Крепкие скулы, узкие, будто прищуренные глаза и чуть приподнятую белым шрамиком левую бровь.
«Действительно, о чем мы спорили? Ты считал, Алексей Иванович, что в нашей работе полностью исключить риск невозможно и поэтому не всякое знание полезно. Ты любил говорить: «Перестань накручивать, а то я могу забояться». Это звучало лихо, но, согласись, в твоей лихости было больше кокетства, чем здравого смысла. И разве я возражал, что каждый испытательный полет несет и обязательно должен нести известную долю риска? Не возражал. Весь вопрос в том: какую долю считать неизбежной и потому разумной, а какую — искусственной и потому неразумной…»
«Ты пылишь, Витя, пылишь напрасными словами. И зря считаешь меня дурачком. Углов не полоумок. Углов тоже умеет читать и по строчкам, и между строк. Хочешь, я отрублю тебе всю правду? Без дипломатии, без парламентских формулировок. Хочешь?»
Хабарову чудится, что он слышит низкий, хрипловатый, медленно модулирующий голос Углова.
«Давай, Алексей Иванович, говори».
«Только потом не обижайся. Подумай. Я ведь могу и не говорить».
Неприятное, едва уловимое напряжение охватывает Хабарова. Но отступать нельзя. Слишком далеко зашел этот мысленный разговор. Сам завел.
«Говори. Говори, Алексей Иванович, я слушаю».
«Слов нет, ты хорошо летаешь, умненько. Ты хитрый летчик. И не вороти рыло! Это комплимент. Я, Углов, хоть и попроще тебя, но имею свой плюс: я смелее, чем ты, Витька, а смелость, как известно, города берет. И что бы ты ни болтал о разумной и неразумной доле риска — все это пустые слова. Похоже на выступление в прениях, когда уже заранее написана резолюция. Понял? Ты с сороковкой тянул, мекал и бекал не потому, что знал, где в ней тонко и что может лопнуть. Не-ет! Ты тянул потому, что очко у тебя зажималось… Вот тебе натуральная правда».
«Положим, Алексей Иванович, что все так именно и обстояло…»
«Что значит — положим? Кого положим? Факт! Все правильно я обрисовал. Все».
«Ладно. Согласен. Принимаю твои слова за доказанный, неоспоримый факт. И что же? Что получилось в конечном счете?»
«Понятно. Ты хочешь сказать: убился ты, а я — живой. Это хочешь сказать? Ну что ж, и при такой постановке вопроса я могу дать исчерпывающий ответ. И опять правду скажу. Когда-нибудь это все равно должно было случиться. Или ты не согласен?»

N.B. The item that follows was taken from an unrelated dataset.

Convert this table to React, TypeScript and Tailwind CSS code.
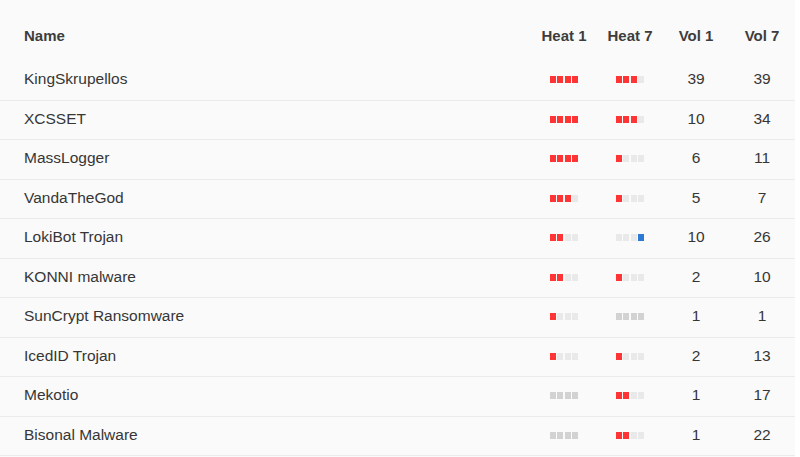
import React from 'react';

type Cell = 'r' | 'l' | 'd' | 'b';

interface Row {
  name: string;
  heat1: Cell[];
  heat7: Cell[];
  vol1: number;
  vol7: number;
}

const ROWS: Row[] = [
  {name: 'KingSkrupellos', heat1: ['r', 'r', 'r', 'r'], heat7: ['r', 'r', 'r', 'l'], vol1: 39, vol7: 39},
  {name: 'XCSSET', heat1: ['r', 'r', 'r', 'r'], heat7: ['r', 'r', 'r', 'l'], vol1: 10, vol7: 34},
  {name: 'MassLogger', heat1: ['r', 'r', 'r', 'r'], heat7: ['r', 'l', 'l', 'l'], vol1: 6, vol7: 11},
  {name: 'VandaTheGod', heat1: ['r', 'r', 'r', 'l'], heat7: ['r', 'l', 'l', 'l'], vol1: 5, vol7: 7},
  {name: 'LokiBot Trojan', heat1: ['r', 'r', 'l', 'l'], heat7: ['l', 'l', 'l', 'b'], vol1: 10, vol7: 26},
  {name: 'KONNI malware', heat1: ['r', 'r', 'l', 'l'], heat7: ['r', 'l', 'l', 'l'], vol1: 2, vol7: 10},
  {name: 'SunCrypt Ransomware', heat1: ['r', 'l', 'l', 'l'], heat7: ['d', 'd', 'd', 'd'], vol1: 1, vol7: 1},
  {name: 'IcedID Trojan', heat1: ['r', 'l', 'l', 'l'], heat7: ['r', 'l', 'l', 'l'], vol1: 2, vol7: 13},
  {name: 'Mekotio', heat1: ['d', 'd', 'd', 'd'], heat7: ['r', 'r', 'l', 'l'], vol1: 1, vol7: 17},
  {name: 'Bisonal Malware', heat1: ['d', 'd', 'd', 'd'], heat7: ['r', 'r', 'l', 'l'], vol1: 1, vol7: 22},
];

const cellClass: Record<Cell, string> = {
  r: 'bg-[#ff3434]',
  l: 'bg-[#e9e9e9]',
  d: 'bg-[#d2d2d2]',
  b: 'bg-[#2c7ad6]',
};

function HeatBar({cells}: {cells: Cell[]}) {
  return (
    <div className="flex justify-center gap-[1.5px]">
      {cells.map((c, i) => (
        <span key={i} className={`block w-[6px] h-[7px] ${cellClass[c]}`} />
      ))}
    </div>
  );
}

export default function App() {
  return (
    <div className="flex w-[800px] h-[457px] overflow-hidden bg-white font-['Liberation_Sans',Arial,sans-serif] text-[15.5px] text-[#363636]">
      <div className="w-[795px] bg-[#fafafa]">
        <div className="flex h-[61px] pt-[26px] leading-5 text-[15px] font-bold text-[#3d3d3d]">
          <div className="flex-1 pl-6">Name</div>
          <div className="w-[66px] text-center">Heat 1</div>
          <div className="w-[66px] text-center">Heat 7</div>
          <div className="w-[66px] text-center">Vol 1</div>
          <div className="w-[66px] text-center">Vol 7</div>
        </div>
        {ROWS.map((row) => (
          <div
            key={row.name}
            className="flex items-center h-[39.5px] border-b border-[#ebebeb] leading-5"
          >
            <div className="flex-1 pl-6 pb-[2px]">{row.name}</div>
            <div className="w-[66px] pb-[1px]">
              <HeatBar cells={row.heat1} />
            </div>
            <div className="w-[66px] pb-[1px]">
              <HeatBar cells={row.heat7} />
            </div>
            <div className="w-[66px] text-center pb-[2px]">{row.vol1}</div>
            <div className="w-[66px] text-center pb-[2px]">{row.vol7}</div>
          </div>
        ))}
      </div>
    </div>
  );
}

«Нет. Не согласен. С такими мыслями нельзя работать испытателем. С такими мыслями много не налетаешь. Мы же не камикадзе…»
«Подожди. Разве я меньше твоего налетал? Давай, Витенька, посчитаем! Теперь, кажется, нам обоим уже пора бабки подбивать. А камикадзе тут ни при чем. Они были фанатиками, и потом я не знаю, что у них на первом месте стояло: звон или дело…»
Жизнь в больнице текла волнами — то усилием воли Хабаров заставлял себя уходить в прошлое, то внешние обстоятельства выталкивали его в действительность: его бросало в боль, слабость, полузабытье; его выводили из оцепенения процедуры, его возвращали в палату руки врачей…
Пришла Клавдия Георгиевна, пощупала пульс, встревожилась.
— Частит? — спросил Виктор Михайлович.
— Немного.
— Не беспокойтесь. Это не от чего-нибудь, от мыслей.
— А вы не думайте о плохом.
— Постараюсь.
Клавдия Георгиевна присела на краешек кровати и стала выслушивать Хабарова. Виктор Михайлович потянул носом и спросил:
— «Подарочные»?
— Оказывается, вы и в духах разбираетесь!
— Разбираюсь. На меня вообще, Клавдия Георгиевна, красивые женщины действуют, в мыслях координация нарушается.
— Какая я вам женщина, я врач…
— Это нечестно — привязали к кровати и пользуетесь… Одариваете снисходительностью… Эх, Клавдия Георгиевна, Клавдия Георгиевна, не там мы с вами встретились и не при тех обстоятельствах…
— Виктор Михайлович, миленький, не надо…
— Чего не надо?
— Ну, слова всякие…
— Понял: велено не пылить пошлыми намеками?